(Rows from a dataset of pages and code)
-=-=-
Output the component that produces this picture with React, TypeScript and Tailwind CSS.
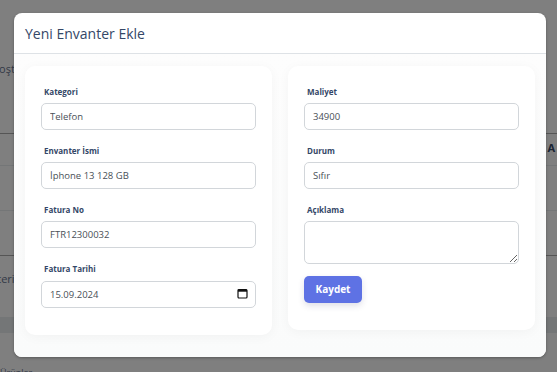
import React from 'react';

const font = { fontFamily: '"Open Sans", "Noto Sans", sans-serif' };

function Field({ label, children }: { label: string; children: React.ReactNode }) {
  return (
    <div className="flex flex-col">
      <label className="mb-[5px] ml-[3px] text-[8px] leading-[12px] font-bold text-[#344767]">{label}</label>
      {children}
    </div>
  );
}

const inputCls =
  'h-[27px] w-full rounded-[5px] border border-[#d2d6da] bg-white px-[8px] text-[9.5px] text-[#495057] outline-none';

export default function App() {
  return (
    <div className="relative h-[372px] w-[557px] overflow-hidden bg-white" style={font}>
      {/* page behind the modal */}
      <div className="flex flex-col text-[11px] text-[#344767]">
        <div className="h-[60px]" />
        <div className="-ml-[8px] h-[18px] leading-[18px] text-[#67748e]">Boşta</div>
        <div className="h-[55px]" />
        <div className="flex h-[32px] justify-end border-t border-[#aaa] pr-[2px] text-[11px] font-bold leading-[28px]">A</div>
        <div className="h-[45px] border-t border-[#e9ecef]" />
        <div className="h-[45px] border-t border-[#e9ecef]" />
        <div className="-ml-[34px] h-[62px] border-t border-[#aaa] leading-[46px] text-[#67748e]">Envanteri</div>
        <div className="h-[16px] bg-[#e9ecef]" />
        <div className="h-[34px]" />
        <div className="text-[9px] leading-[12px] text-[#67748e]">Ürünler</div>
      </div>

      {/* overlay */}
      <div className="absolute inset-0 bg-black/50" />

      {/* modal */}
      <div className="absolute left-[14px] top-[13px] flex w-[532px] flex-col rounded-[8px] bg-white shadow-[0_1px_3px_rgba(0,0,0,0.3)]">
        <div className="flex h-[41px] items-center border-b border-[#dee2e6] px-[11px]">
          <h5 className="text-[14px] font-medium text-[#344767]">Yeni Envanter Ekle</h5>
        </div>
        <div className="flex items-start gap-[16px] rounded-b-[8px] bg-gradient-to-b from-[#fdfdfd] to-[#fafbfb] px-[11px] pb-[22px] pt-[12px]">
          <div className="flex flex-1 flex-col gap-[15px] rounded-[10px] bg-white px-[16px] pb-[27px] pt-[20px] shadow-[0_2px_12px_rgba(0,0,0,0.04)]">
            <Field label="Kategori">
              <input className={inputCls} defaultValue="Telefon" />
            </Field>
            <Field label="Envanter İsmi">
              <input className={inputCls} defaultValue="İphone 13 128 GB" />
            </Field>
            <Field label="Fatura No">
              <input className={inputCls} defaultValue="FTR12300032" />
            </Field>
            <Field label="Fatura Tarihi">
              <div className="relative">
                <input className={inputCls} defaultValue="15.09.2024" />
                <svg
                  className="absolute right-[8px] top-[8px]"
                  width="11"
                  height="11"
                  viewBox="0 0 11 11"
                  fill="none"
                  stroke="#111"
                >
                  <rect x="1" y="1.5" width="9" height="8.5" rx="1" strokeWidth="1.2" />
                  <rect x="1" y="1.5" width="9" height="2.2" fill="#111" stroke="none" />
                </svg>
              </div>
            </Field>
          </div>
          <div className="flex flex-1 flex-col gap-[15px] rounded-[10px] bg-white px-[16px] pb-[27px] pt-[20px] shadow-[0_2px_12px_rgba(0,0,0,0.04)]">
            <Field label="Maliyet">
              <input className={inputCls} defaultValue="34900" />
            </Field>
            <Field label="Durum">
              <input className={inputCls} defaultValue="Sıfır" />
            </Field>
            <Field label="Açıklama">
              <textarea className="block h-[43px] w-full rounded-[5px] border border-[#d2d6da] bg-white px-[8px] text-[9.5px] text-[#495057] outline-none" />
            </Field>
            <div className="-mt-[3px] flex">
              <button className="h-[27px] w-[58px] rounded-[5px] bg-[#5e72e4] text-[10px] font-bold text-white shadow-[0_3px_6px_rgba(50,50,93,0.15)]">
                Kaydet
              </button>
            </div>
          </div>
        </div>
      </div>
    </div>
  );
}
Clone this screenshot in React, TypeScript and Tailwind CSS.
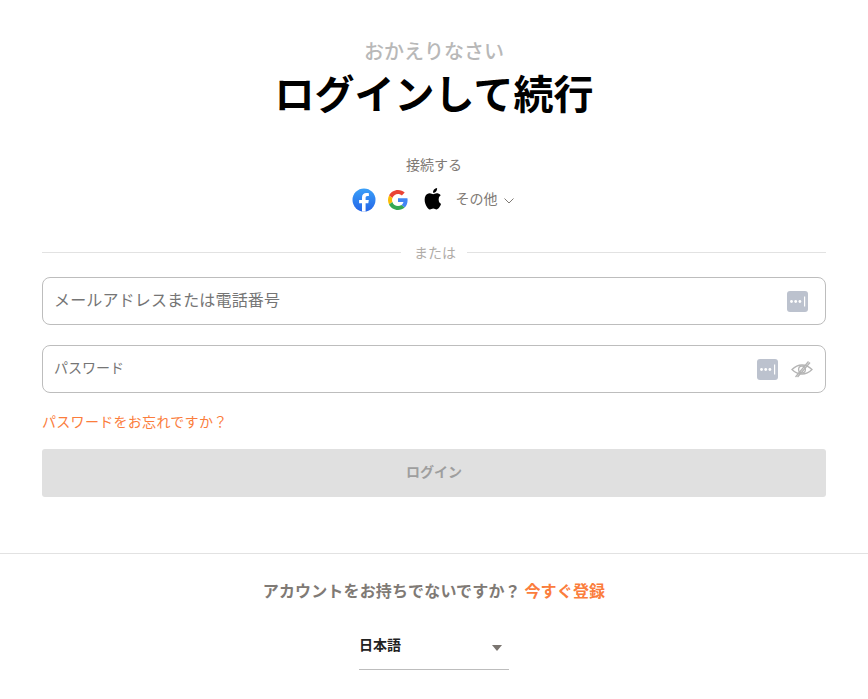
const KeyIcon = () => (
  <svg width="21" height="21" viewBox="0 0 21 21" className="shrink-0">
    <rect width="21" height="21" rx="3" fill="#bcc2ce" />
    <circle cx="4.500" cy="10.500" r="1.400" fill="#fff" />
    <circle cx="8.700" cy="10.500" r="1.400" fill="#fff" />
    <circle cx="12.900" cy="10.500" r="1.400" fill="#fff" />
    <rect x="17" y="5.500" width="1.200" height="10" fill="#fff" />
  </svg>
);

const EyeOff = () => (
  <svg width="22" height="18" viewBox="0 0 22 18" fill="none" stroke="#b4b4b4" strokeWidth="1.300" className="shrink-0">
    <path d="M1 9.500c3-3 6-4.500 10-4.500s7 1.500 10 4.500c-3 3-6 4.500-10 4.500s-7-1.500-10-4.500z" />
    <circle cx="11" cy="9.500" r="3.400" />
    <path d="M4.500 17 17.500 1.500" />
    <path d="M6.500 17 19 2.500" />
  </svg>
);

const FacebookIcon = () => (
  <svg width="24" height="24" viewBox="0 0 24 24">
    <defs>
      <linearGradient id="fb" x1="0" y1="0" x2="0" y2="1">
        <stop offset="0" stopColor="#3aa0f8" />
        <stop offset="1" stopColor="#2465e8" />
      </linearGradient>
    </defs>
    <circle cx="12" cy="12" r="11.500" fill="url(#fb)" />
    <path d="M16.300 15.300l.5-3.300h-3.200V9.900c0-.9.400-1.800 1.900-1.800h1.400V5.300s-1.300-.2-2.600-.2c-2.600 0-4.300 1.600-4.300 4.400V12H7.100v3.300H10v8.100c.6.100 1.200.1 1.800.1s1.200 0 1.800-.1v-8.100h2.700z" fill="#fff" />
  </svg>
);

const GoogleIcon = () => (
  <svg width="20" height="20" viewBox="0 0 48 48">
    <path fill="#ea4335" d="M24 9.500c3.500 0 6.700 1.200 9.200 3.600l6.900-6.900C35.900 2.400 30.500 0 24 0 14.600 0 6.500 5.400 2.600 13.200l8 6.200C12.400 13.700 17.700 9.500 24 9.500z" />
    <path fill="#4285f4" d="M47 24.500c0-1.600-.1-3.100-.4-4.500H24v9h13c-.6 3-2.300 5.500-4.800 7.200l7.700 6C44.300 38.100 47 31.900 47 24.500z" />
    <path fill="#fbbc05" d="M10.500 28.600c-.5-1.400-.8-3-.8-4.600s.3-3.200.8-4.600l-8-6.200C.9 16.500 0 20.100 0 24s.9 7.500 2.600 10.800l7.900-6.200z" />
    <path fill="#34a853" d="M24 48c6.500 0 11.900-2.100 15.900-5.800l-7.700-6c-2.200 1.500-4.900 2.300-8.200 2.300-6.300 0-11.600-4.200-13.500-9.900l-8 6.200C6.500 42.600 14.600 48 24 48z" />
  </svg>
);

const AppleIcon = () => (
  <svg width="17" height="22" viewBox="3.300 2.100 16.500 20.400" preserveAspectRatio="none">
    <path
      fill="#000"
      d="M17.500 12.700c0-2.500 2-3.700 2.100-3.800-1.200-1.700-3-1.900-3.600-2-1.500-.2-3 .9-3.800.9s-2-.9-3.300-.9c-1.700 0-3.300 1-4.100 2.500-1.800 3.100-.5 7.600 1.200 10.100.8 1.200 1.800 2.600 3.100 2.500 1.200 0 1.700-.8 3.200-.8s1.900.8 3.200.8c1.300 0 2.200-1.200 3-2.400.9-1.400 1.300-2.700 1.400-2.800-.1 0-2.400-1-2.400-4.100zM15 5.300c.7-.8 1.100-2 1-3.200-1 0-2.200.7-2.900 1.500-.6.700-1.200 1.900-1 3 1.100.1 2.200-.5 2.900-1.300z"
    />
  </svg>
);

export default function App() {
  return (
    <div className="w-[868px] h-[699px] overflow-hidden bg-white font-['Noto_Sans_CJK_JP','Noto_Sans',sans-serif]">
      <div className="px-[42px] pt-[38px]">
        <div className="text-center text-[20px] leading-[26px] font-medium text-[#b8b8b8]">おかえりなさい</div>
        <h1 className="-mt-px text-center text-[40px] leading-[58px] font-bold text-black">ログインして続行</h1>

        <div className="mt-[33px] text-center text-[14px] leading-[20px] text-[#7f7a75]">接続する</div>
        <div className="mt-[14px] flex h-[24px] items-center justify-center pr-[3px]">
          <FacebookIcon />
          <div className="ml-[12px]"><GoogleIcon /></div>
          <div className="ml-[16px] mb-[2px]"><AppleIcon /></div>
          <span className="ml-[15px] mb-[4px] text-[14px] text-[#7f7a75]">その他</span>
          <svg width="10" height="6" viewBox="0 0 10 6" fill="none" stroke="#7f7a75" className="ml-[6px] mt-[1px]">
            <path d="M.5.500 5 5 9.500.500" />
          </svg>
        </div>

        <div className="mt-[31px] flex items-center">
          <div className="h-px flex-1 bg-[#e2e2e2]" />
          <span className="pl-[13px] pr-[11px] text-[14px] leading-[18px] text-[#b0aca8]">または</span>
          <div className="h-px flex-1 bg-[#e2e2e2]" />
        </div>

        <div className="mt-[16px] flex h-[48px] items-center rounded-[8px] border border-[#bdbdbd] pl-[11px] pr-[17px]">
          <span className="mb-[4px] flex-1 text-[16px] tracking-[0.15px] text-[#757575]">メールアドレスまたは電話番号</span>
          <KeyIcon />
        </div>

        <div className="mt-[20px] flex h-[48px] items-center gap-[13px] rounded-[8px] border border-[#bdbdbd] pl-[11px] pr-[12px]">
          <span className="mb-[4px] flex-1 text-[14px] text-[#757575]">パスワード</span>
          <KeyIcon />
          <EyeOff />
        </div>

        <div className="mt-[19px] text-[14px] leading-[18px] tracking-[0.3px] text-[#fb7d3c]">パスワードをお忘れですか？</div>

        <div className="mt-[19px] flex h-[48px] items-center justify-center rounded-[3px] bg-[#e0e0e0] pb-[4px] text-[14px] font-bold text-[#9e9e9e]">ログイン</div>
      </div>

      <div className="mt-[56px] border-t border-[#e2e2e2] pt-[25px] text-center text-[16px] leading-[22px] font-bold tracking-[0.15px] text-[#7f7a75]">
        アカウントをお持ちでないですか？ <span className="text-[#fb7d3c]">今すぐ登録</span>
      </div>

      <div className="mx-auto mt-[14px] flex h-[55px] w-[150px] items-center justify-between border-b border-[#bdbdbd] pt-[4px] pr-[7px]">
        <span className="text-[14px] font-bold text-[#222]">日本語</span>
        <svg width="10" height="6" viewBox="0 0 10 6" className="mt-[7px]"><path d="M0 0h10L5 6z" fill="#7a7570" /></svg>
      </div>
    </div>
  );
}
-=-=-
What the exercise asks: Leave out any pictures and return exactly the lines from the beginning of the data through the line with "text-[9.5px] text-[#495057] outline-none';", inclusive.

Task response:
Output the component that produces this picture with React, TypeScript and Tailwind CSS.
import React from 'react';

const font = { fontFamily: '"Open Sans", "Noto Sans", sans-serif' };

function Field({ label, children }: { label: string; children: React.ReactNode }) {
  return (
    <div className="flex flex-col">
      <label className="mb-[5px] ml-[3px] text-[8px] leading-[12px] font-bold text-[#344767]">{label}</label>
      {children}
    </div>
  );
}

const inputCls =
  'h-[27px] w-full rounded-[5px] border border-[#d2d6da] bg-white px-[8px] text-[9.5px] text-[#495057] outline-none';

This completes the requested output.